The abuse, for political gain, of state institutions has claimed yet another victim, but this time it is someone whose departure few will mourn — Snuki Zikalala.

Zikalala’s television news obituary, on the SABC’s 7pm news bulletin on April 28, was ignominiously short — a few sentences announcing that his contract would not be renewed and ending on an ironic note: “Cosatu has welcomed the decision.”

The ANC Youth League was more forthright in its response to Zikalala’s departure: “The ANCYL supports a public broadcaster that broadcasts and spreads news in a fair and equitable fashion, not what Snuki Zikalala was doing. The ANCYL says good riddance to Snuki Zikalala and wishes him the best on whatever career path he pursues, hoping it will not be in the media. The SABC has an opportunity now to uproot the remaining biased and factional reporters who continue to distort news in favour of specific political parties.”

It will be interesting to see whether this in any way prompts the alleged watchdog of the broadcasting industry, Icasa, to deliver judgement on the hearing it granted to the Freedom of Expression Institute and the Friends of the SABC on Zikalala’s blacklisting of media commentators he considered critical of former president Thabo Mbeki in particular and the ANC in general.

Icasa reserved judgement more than a month ago and has not been heard from since. It is beginning to look as though they may well have kicked for touch in anticipation of this predictable outcome. Hopefully they will now feel less constrained and can announce the conclusions they have, hopefully and presumably, now reached.

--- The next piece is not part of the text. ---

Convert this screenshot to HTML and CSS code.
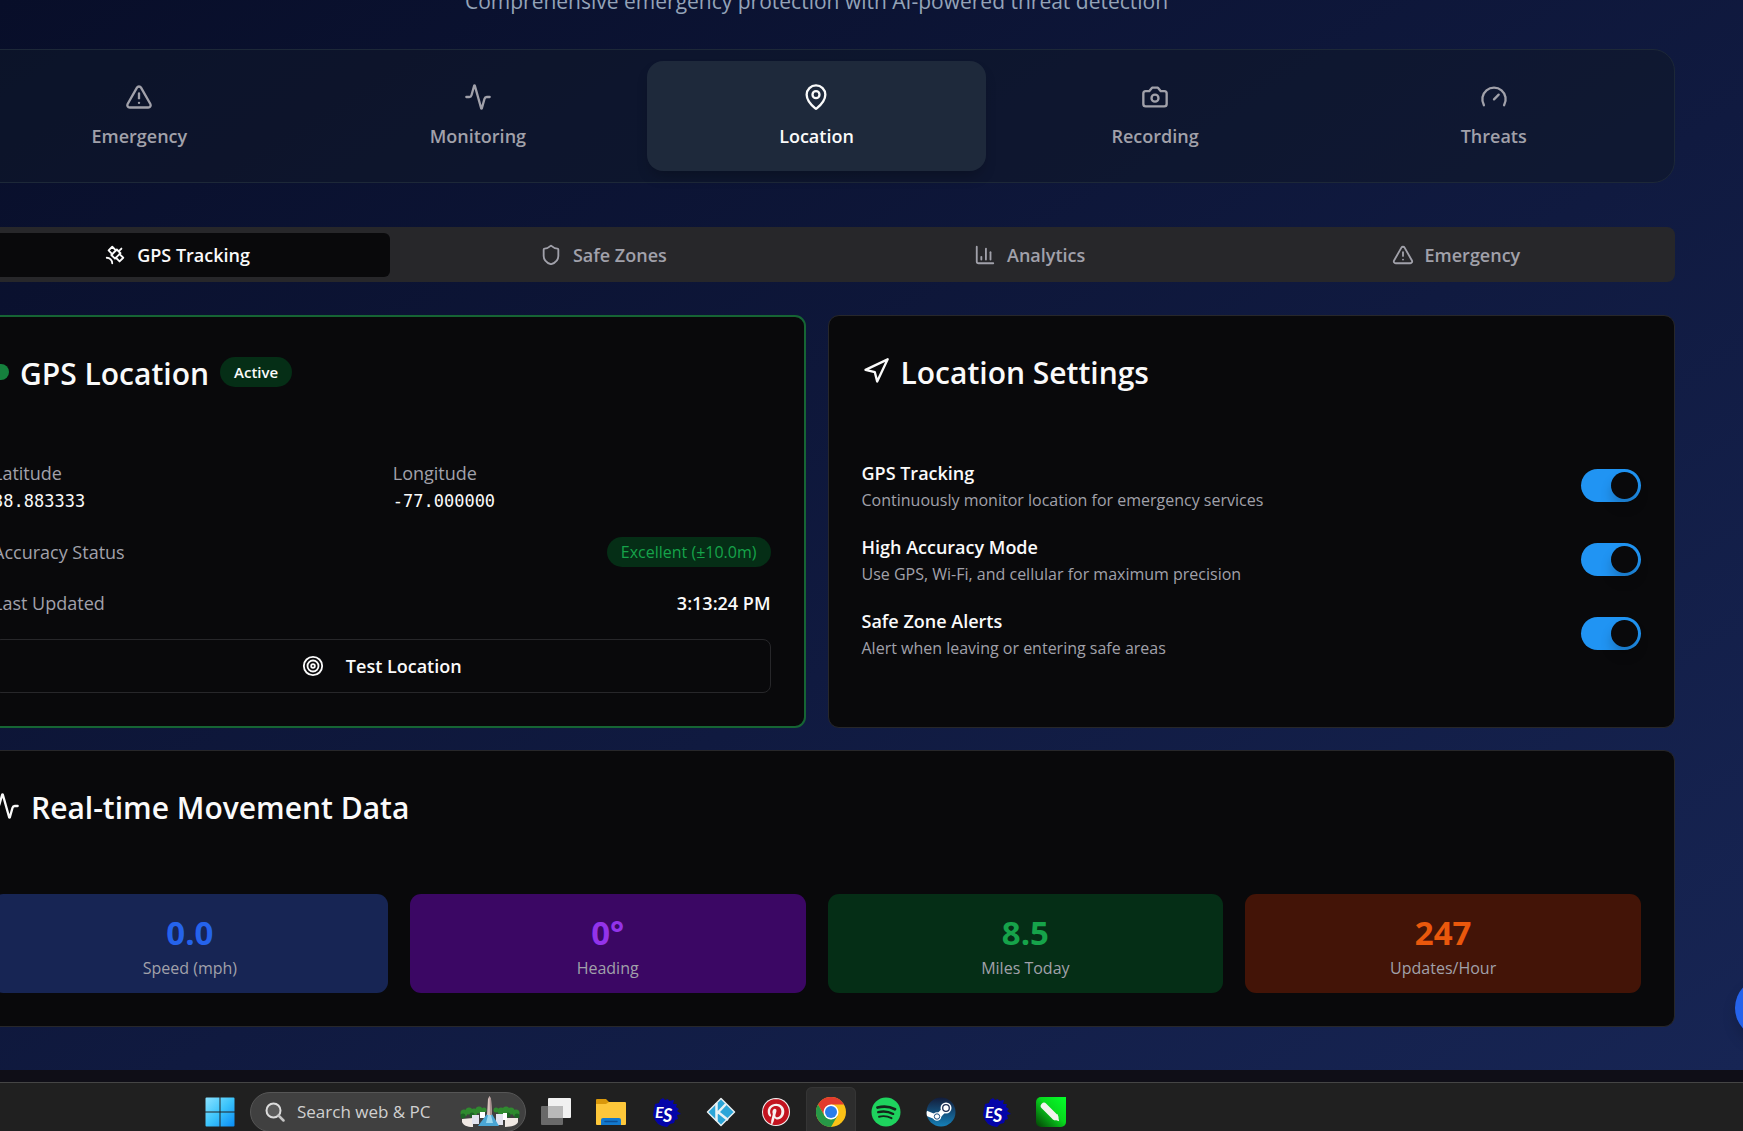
FILE: index.html
```html
<!DOCTYPE html>
<html lang="en">
<head>
<meta charset="utf-8">
<meta name="viewport" content="width=device-width, initial-scale=1">
<title>Safety Center - Location</title>
<link rel="stylesheet" href="styles.css">
</head>
<body>
<svg class="defs" aria-hidden="true">
  <symbol id="i-alert" viewBox="0 0 24 24"><path d="m21.73 18-8-14a2 2 0 0 0-3.48 0l-8 14A2 2 0 0 0 4 21h16a2 2 0 0 0 1.73-3Z"/><path d="M12 9v4"/><path d="M12 17h.01"/></symbol>
  <symbol id="i-activity" viewBox="0 0 24 24"><path d="M22 12h-2.48a2 2 0 0 0-1.93 1.46l-2.35 8.36a.25.25 0 0 1-.48 0L9.24 2.18a.25.25 0 0 0-.48 0l-2.35 8.36A2 2 0 0 1 4.49 12H2"/></symbol>
  <symbol id="i-pin" viewBox="0 0 24 24"><path d="M20 10c0 4.993-5.539 10.193-7.399 11.799a1 1 0 0 1-1.202 0C9.539 20.193 4 14.993 4 10a8 8 0 0 1 16 0"/><circle cx="12" cy="10" r="3"/></symbol>
  <symbol id="i-camera" viewBox="0 0 24 24"><path d="M14.500 4h-5L7 7H4a2 2 0 0 0-2 2v9a2 2 0 0 0 2 2h16a2 2 0 0 0 2-2V9a2 2 0 0 0-2-2h-3l-2.500-3z"/><circle cx="12" cy="13" r="3"/></symbol>
  <symbol id="i-gauge" viewBox="0 0 24 24"><path d="m12 14 4-4"/><path d="M3.340 19a10 10 0 1 1 17.320 0"/></symbol>
  <symbol id="i-satellite" viewBox="0 0 24 24"><path d="M13 7 9 3 5 7l4 4"/><path d="m17 11 4 4-4 4-4-4"/><path d="m8 12 4 4 6-6-4-4Z"/><path d="m16 8 3-3"/><path d="M9 21a6 6 0 0 0-6-6"/></symbol>
  <symbol id="i-shield" viewBox="0 0 24 24"><path d="M20 13c0 5-3.500 7.500-7.660 8.950a1 1 0 0 1-.67-.01C7.500 20.500 4 18 4 13V6a1 1 0 0 1 1-1c2 0 4.500-1.200 6.240-2.720a1.170 1.170 0 0 1 1.520 0C14.510 3.810 17 5 19 5a1 1 0 0 1 1 1z"/></symbol>
  <symbol id="i-chart" viewBox="0 0 24 24"><path d="M3 3v16a2 2 0 0 0 2 2h16"/><path d="M18 17V9"/><path d="M13 17V5"/><path d="M8 17v-3"/></symbol>
  <symbol id="i-nav" viewBox="0 0 24 24"><path d="M3 11 22 2 13 21 11 13 3 11Z"/></symbol>
  <symbol id="i-target" viewBox="0 0 24 24"><circle cx="12" cy="12" r="10"/><circle cx="12" cy="12" r="6"/><circle cx="12" cy="12" r="2"/></symbol>
  <symbol id="i-es" viewBox="0 0 30 30">
    <path fill="#0404a8" d="M12 1l2 2 3-1 1 2 5-1-1 4 4 0-1 3 3 2-2 2 4 3-4 1 1 4-3 1-1 3-4 1-3 3-5-1-4-2-3-4-2-5 1-6 1-5 4-1 1-3z"/>
    <text x="4" y="21" fill="#fff" font-family="Lato, sans-serif" font-size="16" font-style="italic" font-weight="700">E</text>
    <text x="12" y="25" fill="#fff" font-family="Lato, sans-serif" font-size="18" font-style="italic" font-weight="700">S</text>
  </symbol>
</svg>

<div class="page">
  <main class="content">
    <p class="subtitle">Comprehensive emergency protection with AI-powered threat detection</p>

    <nav class="main-nav" aria-label="Sections">
      <button class="nav-item"><svg class="icon lg"><use href="#i-alert"/></svg>Emergency</button>
      <button class="nav-item"><svg class="icon lg"><use href="#i-activity"/></svg>Monitoring</button>
      <button class="nav-item active"><svg class="icon lg"><use href="#i-pin"/></svg>Location</button>
      <button class="nav-item"><svg class="icon lg"><use href="#i-camera"/></svg>Recording</button>
      <button class="nav-item"><svg class="icon lg"><use href="#i-gauge"/></svg>Threats</button>
    </nav>

    <div class="sub-tabs" role="tablist">
      <button class="sub-tab active" role="tab" aria-selected="true"><svg class="icon"><use href="#i-satellite"/></svg>GPS Tracking</button>
      <button class="sub-tab" role="tab"><svg class="icon"><use href="#i-shield"/></svg>Safe Zones</button>
      <button class="sub-tab" role="tab"><svg class="icon"><use href="#i-chart"/></svg>Analytics</button>
      <button class="sub-tab" role="tab"><svg class="icon"><use href="#i-alert"/></svg>Emergency</button>
    </div>

    <div class="card-grid">
      <section class="card live">
        <div class="card-head"><span class="dot"></span><h2>GPS Location</h2><span class="badge">Active</span></div>
        <div class="gps-body">
          <dl class="coords">
            <div><dt>Latitude</dt><dd class="mono">38.883333</dd></div>
            <div><dt>Longitude</dt><dd class="mono">-77.000000</dd></div>
          </dl>
          <div class="row"><span class="muted">Accuracy Status</span><span class="badge good">Excellent (±10.0m)</span></div>
          <div class="row"><span class="muted">Last Updated</span><span class="strong">3:13:24 PM</span></div>
          <button class="outline-btn"><svg class="icon"><use href="#i-target"/></svg>Test Location</button>
        </div>
      </section>

      <section class="card">
        <div class="card-head"><svg class="icon lg"><use href="#i-nav"/></svg><h2>Location Settings</h2></div>
        <div class="settings">
          <div class="setting">
            <div><label class="strong" for="s1">GPS Tracking</label><p class="hint">Continuously monitor location for emergency services</p></div>
            <input class="switch" type="checkbox" role="switch" id="s1" checked>
          </div>
          <div class="setting">
            <div><label class="strong" for="s2">High Accuracy Mode</label><p class="hint">Use GPS, Wi-Fi, and cellular for maximum precision</p></div>
            <input class="switch" type="checkbox" role="switch" id="s2" checked>
          </div>
          <div class="setting">
            <div><label class="strong" for="s3">Safe Zone Alerts</label><p class="hint">Alert when leaving or entering safe areas</p></div>
            <input class="switch" type="checkbox" role="switch" id="s3" checked>
          </div>
        </div>
      </section>
    </div>

    <section class="card">
      <div class="card-head"><svg class="icon lg"><use href="#i-activity"/></svg><h2>Real-time Movement Data</h2></div>
      <div class="stats">
        <div class="stat blue"><div class="value">0.0</div><div class="hint">Speed (mph)</div></div>
        <div class="stat purple"><div class="value">0°</div><div class="hint">Heading</div></div>
        <div class="stat green"><div class="value">8.5</div><div class="hint">Miles Today</div></div>
        <div class="stat orange"><div class="value">247</div><div class="hint">Updates/Hour</div></div>
      </div>
    </section>
  </main>
  <button class="fab" aria-label="Open chat"></button>
</div>

<div class="window-edge"></div>

<footer class="taskbar">
  <button class="task" aria-label="Start">
    <svg viewBox="0 0 30 30"><defs><linearGradient id="win" x1="0" y1="0" x2="1" y2="1"><stop offset="0" stop-color="#8be2ff"/><stop offset=".5" stop-color="#3cc4fb"/><stop offset="1" stop-color="#0a8cf5"/></linearGradient></defs><path fill="url(#win)" d="M1.500.500H14.500V14.500H.500V1.500a1 1 0 0 1 1-1ZM15.500.500h13a1 1 0 0 1 1 1v13h-14ZM.500 15.500h14v14h-13a1 1 0 0 1-1-1ZM15.500 15.500h14v13a1 1 0 0 1-1 1h-13Z"/></svg>
  </button>
  <div class="search">
    <svg class="lens" viewBox="0 0 20 20"><circle cx="8.500" cy="8.500" r="7" fill="#5c5c5c" stroke="#dcdcdc" stroke-width="2"/><path d="m13.500 13.500 5 5" stroke="#c4c4c4" stroke-width="2.500" stroke-linecap="round"/></svg>
    <input type="text" aria-label="Search" placeholder="Search web &amp; PC">
    <svg class="scene" viewBox="0 0 60 32">
      <g fill="#2f8a2f"><circle cx="4" cy="17" r="3.500"/><circle cx="9" cy="15" r="3.500"/><circle cx="14" cy="16" r="3.500"/><circle cx="19" cy="14" r="3.500"/><circle cx="24" cy="14" r="2.500"/><circle cx="36" cy="14" r="2.500"/><circle cx="41" cy="15" r="3.500"/><circle cx="46" cy="14" r="3.500"/><circle cx="51" cy="15" r="3.500"/><circle cx="56" cy="17" r="3.500"/></g>
      <g fill="#1d6425"><circle cx="3" cy="20" r="2.500"/><circle cx="12" cy="19" r="2.500"/><circle cx="48" cy="19" r="2.500"/><circle cx="57" cy="20" r="2.500"/></g>
      <path fill="#f0e9e4" d="M2 23l11-1v9C7 31 3 29 2 26ZM45 22l13 0v4c-1 3-6 5-13 5Z"/>
      <path fill="#e2e3ee" d="M12 19h7v9h-7ZM36 18h7v11h-7Z"/><path fill="#fff" d="M20 16h5v6h-5ZM43 17h4v7h-4Z"/>
      <path fill="#4aa6d4" d="M27 18h5l7 12H18Z"/><path fill="#9bd8ee" d="M28 19h3l2 8h-7Z"/>
      <path fill="#d9c3bf" d="M28 3l1.500-3L31 3l1 16h-5Z"/><path fill="#a9908f" d="M29.500 0 31 3l1 16h-2Z"/>
    </svg>
  </div>
  <button class="task" aria-label="Task view"><svg viewBox="0 0 30 30"><rect x="7" y="1" width="23" height="20" rx="1" fill="#f1f1f1"/><rect x="0" y="9" width="22" height="19" rx="1" fill="#777" fill-opacity=".85"/><rect x="7" y="9" width="15" height="12" fill="#b9b9b9"/></svg></button>
  <button class="task" aria-label="File Explorer"><svg viewBox="0 0 30 30"><path fill="#d9980b" d="M0 3a1 1 0 0 1 1-1h9l3 3v5H0Z"/><path fill="#fdc73a" d="M0 7h10l3-2h16a1 1 0 0 1 1 1v21a1 1 0 0 1-1 1H1a1 1 0 0 1-1-1Z"/><path fill="#1379cd" d="M5 28v-5a2 2 0 0 1 2-2h16a2 2 0 0 1 2 2v5Z"/><path d="M9 24.500h12" stroke="#0b4f96" stroke-width="1.500" stroke-linecap="round"/></svg></button>
  <button class="task" aria-label="ES"><svg><use href="#i-es"/></svg></button>
  <button class="task" aria-label="Kodi"><svg viewBox="0 0 30 30"><path fill="#2ba5d8" stroke="#e8eef0" stroke-width="1.500" stroke-linejoin="round" d="M15 1.500 28.500 15 15 28.500 1.500 15Z"/><path fill="none" stroke="#e8f2f5" stroke-width="2.500" d="M10.500 6v18M11 16.500l9-9.500M12 15l10 8"/></svg></button>
  <button class="task" aria-label="Pinterest"><svg viewBox="0 0 30 30"><circle cx="15" cy="15" r="14" fill="#f6f0f0"/><path fill="#c3131f" transform="translate(2 2) scale(1.083)" d="M12.017 0C5.396 0 .029 5.367.029 11.987c0 5.079 3.158 9.417 7.618 11.162-.105-.949-.199-2.403.041-3.439.219-.937 1.406-5.957 1.406-5.957s-.359-.72-.359-1.781c0-1.663.967-2.911 2.168-2.911 1.024 0 1.518.769 1.518 1.688 0 1.029-.653 2.567-.992 3.992-.285 1.193.6 2.165 1.775 2.165 2.128 0 3.768-2.245 3.768-5.487 0-2.861-2.063-4.869-5.008-4.869-3.410 0-5.409 2.562-5.409 5.199 0 1.033.394 2.143.889 2.741.099.12.112.225.085.345-.09.375-.293 1.199-.334 1.363-.053.225-.172.271-.401.165-1.495-.69-2.433-2.878-2.433-4.646 0-3.776 2.748-7.252 7.920-7.252 4.158 0 7.392 2.967 7.392 6.923 0 4.135-2.607 7.462-6.233 7.462-1.214 0-2.354-.629-2.758-1.379l-.749 2.848c-.269 1.045-1.004 2.352-1.498 3.146 1.123.345 2.306.535 3.550.535 6.607 0 11.985-5.365 11.985-11.987C23.970 5.390 18.592.026 11.985.026Z"/></svg></button>
  <button class="task current" aria-label="Chrome"><svg viewBox="0 0 30 30"><circle cx="15" cy="15" r="15" fill="#fbc116"/><path fill="#e33b2e" d="M2 7.500A15 15 0 0 1 28 7.500H15L8.500 18.750Z"/><path fill="#279847" d="M2 7.500A15 15 0 0 0 15 30l6.500-11.250L15 22.500l-6.500-3.750Z"/><circle cx="15" cy="15" r="7.500" fill="#fff"/><circle cx="15" cy="15" r="6" fill="#2a7de9"/></svg></button>
  <button class="task" aria-label="Spotify"><svg viewBox="0 0 30 30"><circle cx="15" cy="15" r="14.500" fill="#1ed35e"/><path fill="none" stroke="#14251a" stroke-linecap="round" d="M6.500 10.500c6-1.600 12-1.200 17.500 1.700" stroke-width="2.800"/><path fill="none" stroke="#14251a" stroke-linecap="round" d="M7.200 15.200c5-1.300 10.200-.8 15 1.700" stroke-width="2.300"/><path fill="none" stroke="#14251a" stroke-linecap="round" d="M8 19.700c4.300-1 8.600-.6 12.500 1.500" stroke-width="1.900"/></svg></button>
  <button class="task" aria-label="Steam"><svg viewBox="0 0 30 30"><defs><linearGradient id="steam" x1="0" y1="0" x2="0" y2="1"><stop offset="0" stop-color="#131c3a"/><stop offset="1" stop-color="#1580b8"/></linearGradient><clipPath id="steam-c"><circle cx="15" cy="15" r="14.500"/></clipPath></defs><circle cx="15" cy="15" r="14.500" fill="url(#steam)"/><g clip-path="url(#steam-c)"><path d="M0 16l11 4.500 8.500-9" fill="none" stroke="#fff" stroke-width="5" stroke-linejoin="round"/><circle cx="20" cy="11" r="5.500" fill="#fff"/><circle cx="11" cy="19.500" r="4.300" fill="#fff"/></g><circle cx="20" cy="11" r="3.300" fill="#fff" stroke="#1b2c50" stroke-width="1.300"/><circle cx="11" cy="19.500" r="2.700" fill="none" stroke="#1b4d7c" stroke-width="1"/></svg></button>
  <button class="task" aria-label="ES"><svg><use href="#i-es"/></svg></button>
  <button class="task" aria-label="Editor"><svg viewBox="0 0 30 30"><defs><linearGradient id="pen" x1="1" y1="0" x2="0" y2="1"><stop offset="0" stop-color="#04ff2a"/><stop offset=".45" stop-color="#08d81e"/><stop offset="1" stop-color="#043f05"/></linearGradient></defs><path fill="url(#pen)" d="M5 0h25v25a5 5 0 0 1-5 5H5a5 5 0 0 1-5-5V5a5 5 0 0 1 5-5Z"/><path d="M8 9 19 20" stroke="#f2f2ee" stroke-width="6.500" stroke-linecap="round"/><path fill="#f2f2ee" d="M21.500 17l1.700 7.200-6.700-2.200Z"/></svg></button>
</footer>
</body>
</html>
```

FILE: styles.css
```css
:root {
  --text-xs: 16px;
  --text-sm: 18px;
  --text-title: 30px;
  --text-value: 33px;
  --muted: #a1a1aa;
  --text: #fafafa;
  --card: #09090b;
  --line: #27272a;
}

* { box-sizing: border-box; }

html { overflow: hidden; }

body {
  margin: 0;
  background: #202020;
  color: var(--text);
  font-family: "Open Sans", "Noto Sans", sans-serif;
  font-size: var(--text-sm);
  line-height: 28px;
}

p, h2, dl, dd { margin: 0; }

button {
  border: 0;
  background: none;
  color: inherit;
  font: inherit;
}

.defs { position: absolute; width: 0; height: 0; }

.icon {
  flex: none;
  width: 22px;
  height: 22px;
  fill: none;
  stroke: currentColor;
  stroke-width: 2;
  stroke-linecap: round;
  stroke-linejoin: round;
}

.icon.lg { width: 28px; height: 28px; }

.page {
  position: relative;
  overflow: hidden;
  padding: 0 68px 43px 0;
  background: linear-gradient(to bottom right, #080e29, #101a40 55%, #172554);
}

/* The content column is scrolled left and down inside the window. */
.content {
  display: flex;
  flex-direction: column;
  gap: 22px;
  margin: -18px 0 0 -42px;
}

.subtitle {
  margin-bottom: 7px;
  color: #94a3b8;
  font-size: 21px;
  line-height: 38px;
  text-align: center;
}

.main-nav {
  display: grid;
  grid-template-columns: repeat(5, 1fr);
  padding: 11px;
  border: 1px solid #1d2838;
  border-radius: 22px;
  background: rgba(15, 23, 42, .6);
}

.nav-item {
  display: flex;
  flex-direction: column;
  align-items: center;
  gap: 11px;
  padding: 22px 16px 21px;
  border-radius: 16px;
  color: var(--muted);
  font-weight: 600;
}

.nav-item.active {
  background: #1e293b;
  box-shadow: 0 8px 14px -4px rgba(0, 0, 0, .25);
  color: var(--text);
}

.sub-tabs {
  display: grid;
  grid-template-columns: repeat(4, 1fr);
  margin: 22px 0 11px;
  padding: 6px 6px 5px;
  border-radius: 8px;
  background: var(--line);
}

.sub-tab {
  display: flex;
  align-items: center;
  justify-content: center;
  gap: 11px;
  padding: 8px 16px;
  border-radius: 6px;
  color: var(--muted);
  font-weight: 600;
}

.sub-tab.active { background: var(--card); color: var(--text); }

.card-grid {
  display: grid;
  grid-template-columns: 1fr 1fr;
  gap: 22px;
}

.card {
  padding: 33px;
  border: 1px solid var(--line);
  border-radius: 11px;
  background: var(--card);
}

.card.live { border: 2px solid #166534; }

.card-head {
  display: flex;
  align-items: center;
  gap: 11px;
  margin-bottom: 66px;
}

.card-head h2 {
  padding-top: 4px;
  font-size: var(--text-title);
  font-weight: 600;
  line-height: 40px;
}

.card-head .badge { font-size: 15px; }

.dot {
  width: 16px;
  height: 16px;
  border-radius: 50%;
  background: #15803d;
}

.badge {
  padding: 0 14px;
  border-radius: 15px;
  background: #052e16;
  font-size: var(--text-xs);
  font-weight: 600;
  line-height: 30px;
}

.badge.good { color: #16a34a; font-weight: 500; }

.gps-body, .settings {
  display: flex;
  flex-direction: column;
  gap: 22px;
}

.coords {
  display: grid;
  grid-template-columns: 1fr 1fr;
  gap: 22px;
}

.coords dt, .muted, .hint { color: var(--muted); }

.coords dt { line-height: 27px; }

.mono {
  font-family: "DejaVu Sans Mono", monospace;
  font-size: 17px;
}

.strong { font-weight: 600; }

.row {
  display: flex;
  align-items: center;
  justify-content: space-between;
}

.outline-btn {
  display: flex;
  align-items: center;
  justify-content: center;
  gap: 22px;
  padding: 12px;
  border: 1px solid var(--line);
  border-radius: 8px;
  font-weight: 600;
}

.setting {
  display: flex;
  align-items: center;
  justify-content: space-between;
}

.setting label { display: block; }

.hint { margin-top: 2px; font-size: var(--text-xs); line-height: 22px; }

.switch {
  display: flex;
  justify-content: flex-end;
  width: 60px;
  height: 33px;
  margin: 0;
  padding: 3px;
  border-radius: 17px;
  background: #2094f3;
  appearance: none;
}

.switch::before {
  content: "";
  width: 27px;
  height: 27px;
  border-radius: 50%;
  background: var(--card);
  box-shadow: 0 8px 12px rgba(0, 0, 0, .2);
}

.switch:not(:checked) { justify-content: flex-start; background: var(--line); }

.stats {
  display: grid;
  grid-template-columns: repeat(4, 1fr);
  gap: 22px;
}

.stat {
  padding: 17px 16px 14px;
  border-radius: 11px;
  text-align: center;
}

.value { font-size: var(--text-value); font-weight: 700; line-height: 44px; }

.blue { background: #172554; }
.blue .value { color: #2563eb; }
.purple { background: #3b0764; }
.purple .value { color: #9333ea; }
.green { background: #052e16; }
.green .value { color: #16a34a; }
.orange { background: #431407; }
.orange .value { color: #ea580c; }

.fab {
  position: absolute;
  right: -52px;
  bottom: 32px;
  width: 60px;
  height: 60px;
  border-radius: 50%;
  background: #2563eb;
  box-shadow: 0 8px 14px rgba(0, 0, 0, .15);
}

.window-edge { height: 12px; background: #0f0e17; }

.taskbar {
  display: flex;
  gap: 5px;
  padding: 4px 0 0 195px;
  border-top: 1px solid #454545;
  background: #202020;
}

.task {
  display: grid;
  place-items: center;
  width: 50px;
  height: 50px;
  padding: 0;
  border-radius: 6px;
}

.task svg { width: 30px; height: 30px; }

.task.current { background: #2d2d2d; box-shadow: inset 0 0 0 1px #353535; }

.search {
  display: flex;
  align-items: center;
  width: 276px;
  height: 40px;
  margin-top: 5px;
  padding: 0 5px 0 14px;
  border: 1px solid #565656;
  border-radius: 20px;
  background: #404040;
}

.lens { flex: none; width: 20px; height: 20px; fill: none; }

.search input {
  flex: 1;
  min-width: 0;
  padding: 0 0 0 12px;
  border: 0;
  background: none;
  color: #d6d6d6;
  font: inherit;
  font-size: 17px;
}

.search input::placeholder { color: #d0d0d0; opacity: 1; }

.scene { flex: none; width: 60px; height: 32px; }
```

The matter is hardly complex. In 2006, the Sowetan broke the news that Zikalala had blacklisted a number of media personalities and commentators who he considered were not praise singers for Mbeki. The SABC predictably denied it but fell short when John Perlman confirmed these practices in an on-air interview with corporation spokesperson Kaiser Kganyago.

The SABC’s shortcomings were further exposed in the subsequent commission of inquiry headed by Zwelakhe Sisulu and advocate Gilbert Marcus who took evidence from numerous staff members such as Perlman, former head of radio news, Pippa Green, and Special Assignment reporter Jacques Pauw — all of whom subsequently resigned.

Sisulu and Marcus were greatly assisted in this by Zikalala himself who informed them that he had banned William Mervin Gumede from SABC programmes even though he had not read Gumede’s book, Thabo Mbeki and the Battle for the Soul of the ANC. (Zebra Press, 2005)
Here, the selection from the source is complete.